# START OF DATA BLOCK

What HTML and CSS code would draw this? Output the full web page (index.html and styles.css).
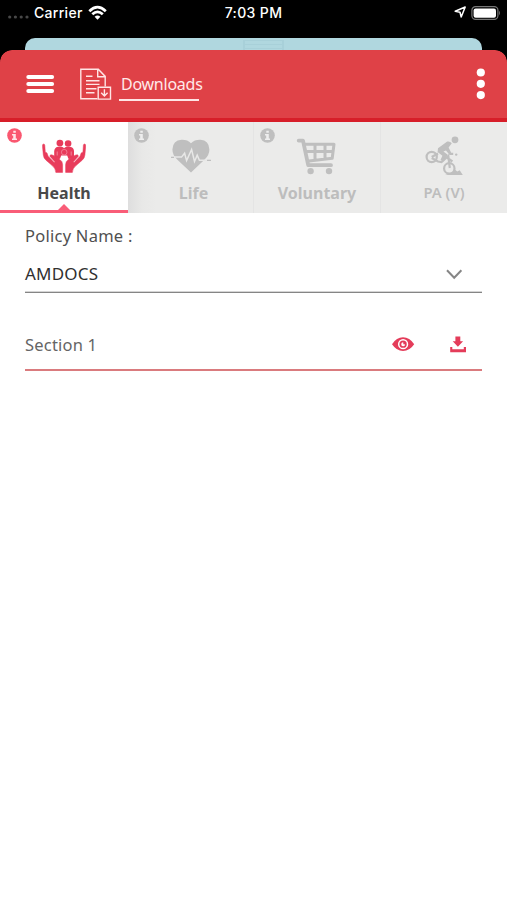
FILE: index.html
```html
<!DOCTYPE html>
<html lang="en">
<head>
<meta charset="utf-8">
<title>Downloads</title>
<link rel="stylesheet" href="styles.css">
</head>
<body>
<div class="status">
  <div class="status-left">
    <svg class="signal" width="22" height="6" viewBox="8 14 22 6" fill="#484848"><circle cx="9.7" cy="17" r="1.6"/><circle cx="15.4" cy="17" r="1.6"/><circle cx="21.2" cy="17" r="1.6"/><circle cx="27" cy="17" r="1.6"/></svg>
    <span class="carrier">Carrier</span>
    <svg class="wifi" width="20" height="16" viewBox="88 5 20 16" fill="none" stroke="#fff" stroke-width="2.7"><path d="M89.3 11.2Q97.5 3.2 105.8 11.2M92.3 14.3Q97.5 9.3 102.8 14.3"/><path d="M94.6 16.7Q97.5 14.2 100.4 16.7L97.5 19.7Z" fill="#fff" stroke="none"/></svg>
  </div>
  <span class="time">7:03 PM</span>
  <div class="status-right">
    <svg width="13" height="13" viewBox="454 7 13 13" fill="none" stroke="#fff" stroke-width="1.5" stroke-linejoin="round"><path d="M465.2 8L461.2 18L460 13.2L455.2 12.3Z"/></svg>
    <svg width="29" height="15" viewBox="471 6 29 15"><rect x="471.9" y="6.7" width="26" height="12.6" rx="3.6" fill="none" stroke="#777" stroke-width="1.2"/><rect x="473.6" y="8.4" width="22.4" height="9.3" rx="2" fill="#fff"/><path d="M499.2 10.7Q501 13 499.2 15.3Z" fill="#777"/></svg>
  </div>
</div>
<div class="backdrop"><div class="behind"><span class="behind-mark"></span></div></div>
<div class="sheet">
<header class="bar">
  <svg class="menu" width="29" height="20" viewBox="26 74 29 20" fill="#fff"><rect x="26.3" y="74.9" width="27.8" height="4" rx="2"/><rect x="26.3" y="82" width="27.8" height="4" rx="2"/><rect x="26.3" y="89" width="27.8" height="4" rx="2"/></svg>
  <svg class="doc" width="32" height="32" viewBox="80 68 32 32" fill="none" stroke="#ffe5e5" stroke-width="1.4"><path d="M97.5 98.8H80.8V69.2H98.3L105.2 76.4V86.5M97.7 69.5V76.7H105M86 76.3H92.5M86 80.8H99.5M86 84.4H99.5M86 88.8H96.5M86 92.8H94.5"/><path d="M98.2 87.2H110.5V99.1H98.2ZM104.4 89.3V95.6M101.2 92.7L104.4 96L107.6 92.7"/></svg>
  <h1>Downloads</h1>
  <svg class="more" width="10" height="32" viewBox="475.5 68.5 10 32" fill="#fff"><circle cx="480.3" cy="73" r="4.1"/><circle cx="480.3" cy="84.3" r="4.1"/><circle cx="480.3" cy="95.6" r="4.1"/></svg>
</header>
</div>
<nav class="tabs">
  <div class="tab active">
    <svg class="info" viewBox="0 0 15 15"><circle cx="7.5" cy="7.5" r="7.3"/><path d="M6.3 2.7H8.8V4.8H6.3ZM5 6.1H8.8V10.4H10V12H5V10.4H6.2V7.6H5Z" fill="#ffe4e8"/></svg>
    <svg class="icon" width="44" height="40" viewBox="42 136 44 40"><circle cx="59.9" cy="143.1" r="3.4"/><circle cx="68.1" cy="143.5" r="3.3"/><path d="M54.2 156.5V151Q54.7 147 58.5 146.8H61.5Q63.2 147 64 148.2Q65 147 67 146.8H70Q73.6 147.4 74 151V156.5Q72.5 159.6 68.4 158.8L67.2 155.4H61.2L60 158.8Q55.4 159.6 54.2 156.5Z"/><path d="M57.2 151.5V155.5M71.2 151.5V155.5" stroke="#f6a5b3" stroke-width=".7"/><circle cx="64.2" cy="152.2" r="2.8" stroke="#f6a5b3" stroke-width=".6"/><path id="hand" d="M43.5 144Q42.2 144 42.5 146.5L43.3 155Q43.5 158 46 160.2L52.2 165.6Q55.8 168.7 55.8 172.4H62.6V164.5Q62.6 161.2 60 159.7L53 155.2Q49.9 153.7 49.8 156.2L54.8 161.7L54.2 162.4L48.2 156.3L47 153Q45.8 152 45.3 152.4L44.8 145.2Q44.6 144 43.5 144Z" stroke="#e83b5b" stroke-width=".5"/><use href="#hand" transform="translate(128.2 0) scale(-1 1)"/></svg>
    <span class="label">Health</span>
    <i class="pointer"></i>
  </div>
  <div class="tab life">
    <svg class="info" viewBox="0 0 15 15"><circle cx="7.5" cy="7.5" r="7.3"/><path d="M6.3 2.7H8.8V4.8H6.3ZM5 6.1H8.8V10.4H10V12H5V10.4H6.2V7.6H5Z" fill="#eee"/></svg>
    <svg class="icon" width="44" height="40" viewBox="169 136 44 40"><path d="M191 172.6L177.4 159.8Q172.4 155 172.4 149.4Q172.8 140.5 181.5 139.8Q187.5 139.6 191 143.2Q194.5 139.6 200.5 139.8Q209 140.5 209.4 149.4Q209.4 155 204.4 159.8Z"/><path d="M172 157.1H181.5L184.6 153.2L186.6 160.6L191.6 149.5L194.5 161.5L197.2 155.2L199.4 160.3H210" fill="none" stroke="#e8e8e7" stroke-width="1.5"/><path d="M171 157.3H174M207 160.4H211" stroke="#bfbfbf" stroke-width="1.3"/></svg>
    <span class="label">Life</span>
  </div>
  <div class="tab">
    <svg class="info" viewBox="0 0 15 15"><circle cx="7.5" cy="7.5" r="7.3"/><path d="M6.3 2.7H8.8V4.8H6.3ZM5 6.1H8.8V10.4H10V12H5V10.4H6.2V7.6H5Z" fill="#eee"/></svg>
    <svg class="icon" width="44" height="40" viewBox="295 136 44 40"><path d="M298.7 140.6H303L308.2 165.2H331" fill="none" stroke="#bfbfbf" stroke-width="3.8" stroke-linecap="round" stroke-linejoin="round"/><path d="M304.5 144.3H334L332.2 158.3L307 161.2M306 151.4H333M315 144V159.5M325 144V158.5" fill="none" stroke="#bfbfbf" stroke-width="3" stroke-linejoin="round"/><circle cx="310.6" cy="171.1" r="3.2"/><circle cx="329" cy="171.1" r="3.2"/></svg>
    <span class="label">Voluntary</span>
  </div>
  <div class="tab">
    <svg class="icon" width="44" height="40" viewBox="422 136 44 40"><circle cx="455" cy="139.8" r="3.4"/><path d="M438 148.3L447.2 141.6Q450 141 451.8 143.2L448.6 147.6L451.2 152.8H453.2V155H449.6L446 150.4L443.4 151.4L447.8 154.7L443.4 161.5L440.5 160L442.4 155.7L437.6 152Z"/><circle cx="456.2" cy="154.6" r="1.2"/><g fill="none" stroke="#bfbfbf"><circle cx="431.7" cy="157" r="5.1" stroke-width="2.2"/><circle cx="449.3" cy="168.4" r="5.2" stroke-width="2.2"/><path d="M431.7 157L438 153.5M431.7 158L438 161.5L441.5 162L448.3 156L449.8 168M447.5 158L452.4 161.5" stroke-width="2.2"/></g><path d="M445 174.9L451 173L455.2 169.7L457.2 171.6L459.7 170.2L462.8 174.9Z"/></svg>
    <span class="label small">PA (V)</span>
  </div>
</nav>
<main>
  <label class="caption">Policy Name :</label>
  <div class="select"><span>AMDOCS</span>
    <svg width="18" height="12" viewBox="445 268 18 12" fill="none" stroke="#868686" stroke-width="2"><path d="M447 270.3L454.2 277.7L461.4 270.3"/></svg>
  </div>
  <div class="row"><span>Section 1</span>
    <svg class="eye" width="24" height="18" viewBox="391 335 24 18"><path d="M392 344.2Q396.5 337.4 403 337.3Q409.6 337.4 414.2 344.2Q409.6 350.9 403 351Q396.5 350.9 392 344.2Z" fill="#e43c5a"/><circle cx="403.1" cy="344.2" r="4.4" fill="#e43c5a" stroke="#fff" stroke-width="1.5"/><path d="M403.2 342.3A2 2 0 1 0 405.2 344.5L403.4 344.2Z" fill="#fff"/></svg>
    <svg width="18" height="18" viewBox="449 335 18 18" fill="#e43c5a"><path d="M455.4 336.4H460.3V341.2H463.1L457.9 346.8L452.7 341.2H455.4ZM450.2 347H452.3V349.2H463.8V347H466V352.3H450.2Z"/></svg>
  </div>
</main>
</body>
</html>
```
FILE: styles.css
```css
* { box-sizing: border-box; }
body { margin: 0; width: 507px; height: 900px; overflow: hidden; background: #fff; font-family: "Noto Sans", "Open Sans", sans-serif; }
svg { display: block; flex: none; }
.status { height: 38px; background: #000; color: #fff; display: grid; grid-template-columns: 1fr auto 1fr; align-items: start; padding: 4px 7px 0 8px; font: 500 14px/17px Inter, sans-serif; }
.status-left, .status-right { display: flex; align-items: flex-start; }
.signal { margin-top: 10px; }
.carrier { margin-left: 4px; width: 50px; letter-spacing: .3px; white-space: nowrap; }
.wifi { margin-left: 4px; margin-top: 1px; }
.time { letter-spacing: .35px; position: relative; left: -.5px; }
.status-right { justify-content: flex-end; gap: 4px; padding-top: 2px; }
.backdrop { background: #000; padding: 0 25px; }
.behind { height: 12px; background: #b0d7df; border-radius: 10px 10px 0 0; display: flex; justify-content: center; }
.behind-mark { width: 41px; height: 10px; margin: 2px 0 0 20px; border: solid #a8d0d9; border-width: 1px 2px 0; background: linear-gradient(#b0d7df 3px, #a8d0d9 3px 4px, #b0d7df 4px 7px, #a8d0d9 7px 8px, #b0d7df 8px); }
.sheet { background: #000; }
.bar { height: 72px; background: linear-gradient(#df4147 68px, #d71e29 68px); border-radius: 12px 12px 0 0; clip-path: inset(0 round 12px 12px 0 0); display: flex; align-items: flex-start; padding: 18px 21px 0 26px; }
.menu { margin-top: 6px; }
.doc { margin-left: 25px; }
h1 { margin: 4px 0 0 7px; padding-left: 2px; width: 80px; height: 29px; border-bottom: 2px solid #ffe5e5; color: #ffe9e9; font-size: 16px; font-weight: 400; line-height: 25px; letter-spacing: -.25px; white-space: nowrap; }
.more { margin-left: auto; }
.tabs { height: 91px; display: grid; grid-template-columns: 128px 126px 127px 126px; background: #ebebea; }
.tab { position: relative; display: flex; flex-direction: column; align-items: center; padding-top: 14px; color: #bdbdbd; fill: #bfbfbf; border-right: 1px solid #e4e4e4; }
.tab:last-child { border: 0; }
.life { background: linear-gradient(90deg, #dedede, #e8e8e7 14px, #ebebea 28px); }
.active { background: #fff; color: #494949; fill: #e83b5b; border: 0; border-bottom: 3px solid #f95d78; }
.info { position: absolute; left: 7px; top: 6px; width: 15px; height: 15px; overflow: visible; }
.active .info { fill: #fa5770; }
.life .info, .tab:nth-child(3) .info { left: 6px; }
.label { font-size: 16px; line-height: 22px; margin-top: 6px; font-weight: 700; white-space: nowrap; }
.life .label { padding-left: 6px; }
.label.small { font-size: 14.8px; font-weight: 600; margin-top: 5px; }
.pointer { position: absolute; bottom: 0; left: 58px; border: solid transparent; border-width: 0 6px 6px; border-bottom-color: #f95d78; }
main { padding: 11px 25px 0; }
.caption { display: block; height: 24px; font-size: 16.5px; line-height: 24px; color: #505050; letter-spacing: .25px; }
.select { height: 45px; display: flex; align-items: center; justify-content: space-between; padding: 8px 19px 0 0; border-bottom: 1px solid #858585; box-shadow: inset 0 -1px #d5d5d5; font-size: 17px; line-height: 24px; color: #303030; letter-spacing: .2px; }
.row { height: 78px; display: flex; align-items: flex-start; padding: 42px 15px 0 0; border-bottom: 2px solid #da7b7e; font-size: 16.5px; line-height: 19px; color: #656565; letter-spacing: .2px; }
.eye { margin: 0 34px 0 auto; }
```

# END OF DATA BLOCK

■ **TASK DIRECTIONS**:
Which lines contain "styles"? Copy each of them.

■ **COMPLETE OUTPUT**:
What HTML and CSS code would draw this? Output the full web page (index.html and styles.css).
<link rel="stylesheet" href="styles.css">
FILE: styles.css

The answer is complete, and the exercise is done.